I didn’t really have any reasons for my dislike. The music was catchy, and Swift was clearly someone who understood her business and her audience well. Sure, there were lines and ideas in her songs that drove me up the wall, that made me want to take all those young girls and say, “No. Please don’t be like this.” Whenever “Love Story” came on the radio, for instance, I would start raging about how the time to get engaged was certainly not immediately after you’re having serious relationship doubts—after raging about how Swift really needed to reread some Shakespeare before turning the Romeo and Juliet story into one about love instead of tragedy.

But I digress. The point was, I didn’t want Swift to spend so much time singing about teenage girl problems, because despite the fact that I was no longer a teenage girl, I could relate to those problems a little too much.

And I hated that.

When I first started listening to Swift, I was at a time in my life when I was learning how to be myself and how to love myself. I was learning to find worth from within rather than waiting for someone to give it to me, to attach my self-esteem to who I was rather than to the things I accomplished (or failed to accomplish). In short, I was trying to finally be the type of woman my mother had always wanted me to be: someone who didn’t need a man to feel good about herself, who loved herself rather than waiting around to be loved. But Taylor Swift has always reminded me how much from my past I still carry with me.

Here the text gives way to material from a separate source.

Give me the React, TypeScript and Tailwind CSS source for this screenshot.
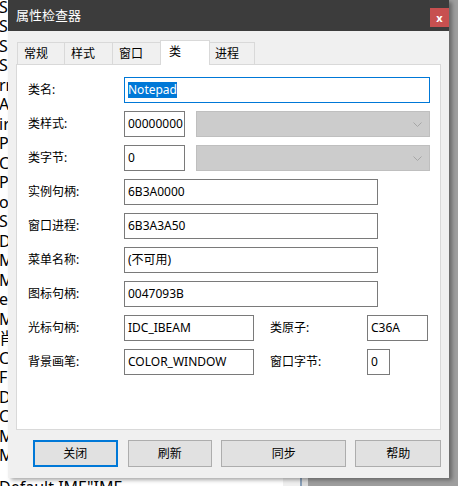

First, there is my twelve-year-old self who watched from a distance as the boy she liked dated first one girl and then another but never even spoke to her. Who knew she didn’t really have a chance but who hoped and imagined anyway.

There is the thirteen-year-old who stood rooted to the spot, face crimson, as a group of boys laughed at her for thinking an invitation to the school dance might be something other than a joke.

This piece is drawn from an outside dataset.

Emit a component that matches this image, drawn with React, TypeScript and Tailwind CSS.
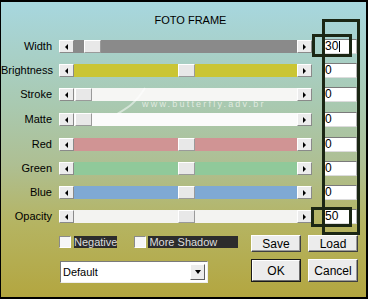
import React from 'react';

type Row = { label: string; track: string; thumb: number; value: string; mt: string; cursor?: boolean };

const rows: Row[] = [
  { label: 'Width', track: 'bg-[#8a8a8a]', thumb: 10, value: '30', mt: 'mt-0', cursor: true },
  { label: 'Brightness', track: 'bg-[#cac534]', thumb: 104, value: '0', mt: 'mt-[9px]' },
  { label: 'Stroke', track: 'bg-[#f6f6f4]', thumb: 1, value: '0', mt: 'mt-[9px]' },
  { label: 'Matte', track: 'bg-[#fbfbfb]', thumb: 1, value: '0', mt: 'mt-[10px]' },
  { label: 'Red', track: 'bg-[#d09494]', thumb: 104, value: '0', mt: 'mt-[10px]' },
  { label: 'Green', track: 'bg-[#90c99a]', thumb: 104, value: '0', mt: 'mt-[9px]' },
  { label: 'Blue', track: 'bg-[#7fa9d3]', thumb: 104, value: '0', mt: 'mt-[9px]' },
  { label: 'Opacity', track: 'bg-[#f3f3f1]', thumb: 104, value: '50', mt: 'mt-[9px]' },
];

function ArrowBtn({ dir }: { dir: 'left' | 'right' }) {
  return (
    <div className="w-[15px] h-[13px] bg-[#ececec] border border-t-white border-l-white border-b-[#8a8a8a] border-r-[#8a8a8a] flex items-center justify-center shrink-0">
      {dir === 'left' ? (
        <div className="w-0 h-0 border-y-[3px] border-y-transparent border-r-[3px] border-r-black" />
      ) : (
        <div className="w-0 h-0 border-y-[3px] border-y-transparent border-l-[3px] border-l-black" />
      )}
    </div>
  );
}

function SliderRow({ row }: { row: Row }) {
  return (
    <div className={`flex items-center h-[15px] ${row.mt}`}>
      <div className="w-[51px] text-right text-[11px] leading-[13px] text-black">{row.label}</div>
      <div className="ml-[7px]">
        <ArrowBtn dir="left" />
      </div>
      <div className={`relative w-[223px] h-[13px] ${row.track}`}>
        <div
          className="absolute top-0 w-[17px] h-[13px] bg-[#e8e8e8] border border-t-white border-l-white border-b-[#9a9a9a] border-r-[#9a9a9a]"
          style={{ left: row.thumb }}
        />
      </div>
      <ArrowBtn dir="right" />
      <div className="ml-[10px] w-[35px] h-[15px] bg-white border border-t-[#7a7a7a] border-l-[#7a7a7a] border-b-[#dcdcdc] border-r-[#b8b8b8] flex items-center pl-[2px] text-[12px] leading-[13px] text-black">
        {row.value}
        {row.cursor && <span className="w-px h-[11px] bg-black ml-px" />}
      </div>
    </div>
  );
}

function Checkbox() {
  return <div className="w-[12px] h-[12px] bg-[#f6f6f6] border border-t-[#8a8a8a] border-l-[#8a8a8a] border-b-white border-r-white shrink-0" />;
}

function Btn({ label, def }: { label: string; def?: boolean }) {
  if (def) {
    return (
      <div className="w-[50px] h-[23px] border border-[#1a1a1a]">
        <div className="w-full h-full bg-[#ececec] border border-t-white border-l-white border-b-[#6a6a6a] border-r-[#6a6a6a] flex items-center justify-center text-[12px] text-black">
          {label}
        </div>
      </div>
    );
  }
  return (
    <div className="w-full h-full bg-[#ececec] border border-t-white border-l-white border-b-[#404040] border-r-[#404040] shadow-[inset_-1px_-1px_#9a9a9a] flex items-center justify-center text-[12px] text-black">
      {label}
    </div>
  );
}

export default function App() {
  return (
    <div className="w-[368px] h-[299px] border-t-2 border-r-2 border-b-2 border-l border-black bg-[linear-gradient(to_bottom,#a7d7df_0%,#a9c9b0_35%,#aebf93_55%,#b5b462_75%,#b3a640_100%)] font-['Liberation_Sans',Arial,sans-serif] overflow-hidden">
      <div className="relative w-full h-full flex flex-col">
        <div className="pt-[12px] pl-[14px] h-[25px] text-center text-[11px] leading-[13px] text-black">FOTO FRAME</div>

        <div className="mt-[12px] flex flex-col">
          {rows.map((r) => (
            <SliderRow key={r.label} row={r} />
          ))}
        </div>

        <div className="mt-[11px] flex">
          <div className="ml-[58px] w-[192px] flex flex-col">
            <div className="mt-[1px] h-[12px] flex items-center text-[11px] leading-[12px]">
              <Checkbox />
              <span className="ml-[3px] h-[12px] bg-[#2c2c2c] text-[#dcdcdc] px-0">Negative</span>
              <div className="ml-[17px]">
                <Checkbox />
              </div>
              <span className="ml-[2px] w-[90px] h-[12px] bg-[#2c2c2c] text-[#dcdcdc] pl-[1px]">More Shadow</span>
            </div>
            <div className="mt-[13px] ml-[1px] w-[148px] h-[22px] bg-white border border-t-[#7a7a7a] border-l-[#7a7a7a] border-b-[#eeeeee] border-r-[#eeeeee] flex items-center justify-between">
              <span className="pl-[2px] text-[11px] text-black">Default</span>
              <div className="mr-[2px] w-[15px] h-[16px] bg-[#ececec] border border-t-white border-l-white border-b-[#606060] border-r-[#606060] flex items-center justify-center">
                <div className="w-0 h-0 border-x-[3px] border-x-transparent border-t-[4px] border-t-black" />
              </div>
            </div>
          </div>
          <div className="grid grid-cols-[50px_50px] grid-rows-[17px_23px] gap-x-[7px] gap-y-[7px]">
            <Btn label="Save" />
            <Btn label="Load" />
            <Btn label="OK" def />
            <Btn label="Cancel" />
          </div>
        </div>

        {/* watermark */}
        <svg className="absolute left-[112px] top-[84px] pointer-events-none" width="40" height="30" viewBox="0 0 40 30">
          <path d="M4 28 C 14 22, 22 18, 32 2" stroke="#ffffff" strokeOpacity="0.5" strokeWidth="2" fill="none" />
        </svg>
        <div className="absolute left-[141px] top-[97px] text-[9px] leading-[10px] tracking-[2.2px] text-[#f4f6f0]/75 pointer-events-none">
          www.butterfly.adv.br
        </div>

        {/* annotation boxes */}
        <div className="absolute left-[321px] top-[17px] w-[38px] h-[216px] border-[3px] border-[#1b2614] pointer-events-none" />
        <div className="absolute left-[311px] top-[32px] w-[40px] h-[23px] border-[3px] border-[#1b2614] pointer-events-none" />
        <div className="absolute left-[310px] top-[205px] w-[41px] h-[20px] border-[3px] border-[#1b2614] pointer-events-none" />
      </div>
    </div>
  );
}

There is the fifteen-year-old who tried to navigate a friendship and a crush when she and one of her best friends fell for the same boy, a boy who would first choose the friend, then would choose her, but would eventually break up with her while on the phone, putting the receiver in front of a radio while he consulted with his friend about the best way to do it. Who would later tell her that she made it so easy for him to treat her poorly.

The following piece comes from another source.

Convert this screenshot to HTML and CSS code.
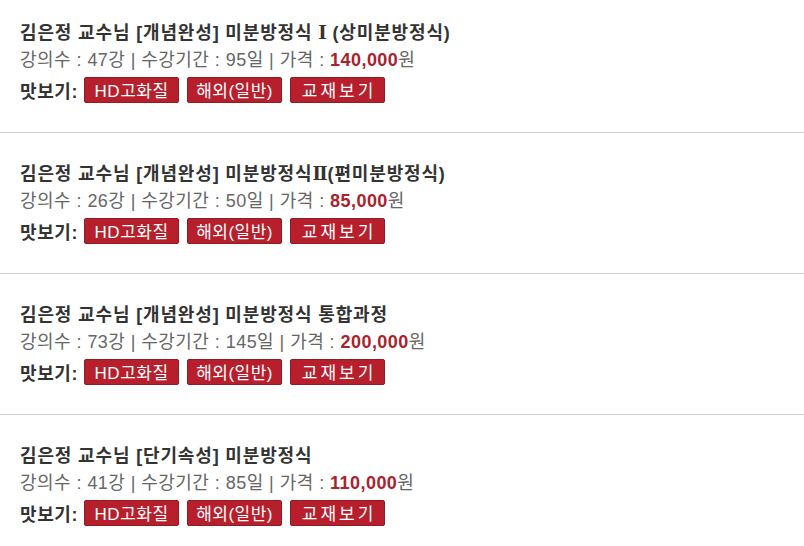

There is the seventeen-year-old who declared she didn’t need any boy to feel happy and chose to go to a dance alone rather than with a willing date because she declared it would be more fun. But that same seventeen-year-old would soon panic and meet up with the boy at a laundromat after the dance because she was afraid maybe he’d changed his mind about liking her.

There is the eighteen-year-old who was pressured into intimacy she didn’t want but who didn’t know how else to make sure her boyfriend would continue to like her.

There is the nineteen-year-old who had a breakdown when that same relationship eventually ended, because she couldn’t envision a future without that one boy, even if he had recently told her not to bother coming to see him if she wasn’t going to sleep with him. The nineteen-year-old girl who cried and cried because she believed in only being with one partner and now she was ruined forever.

Then there is the twenty-one-year-old, who fell in love with a new boy—a man—without realizing it, who refused to believe her friends when they told her they thought he loved her, too, and who instead tried to find her worth in the arms of men who would at least pretend to care for her outright.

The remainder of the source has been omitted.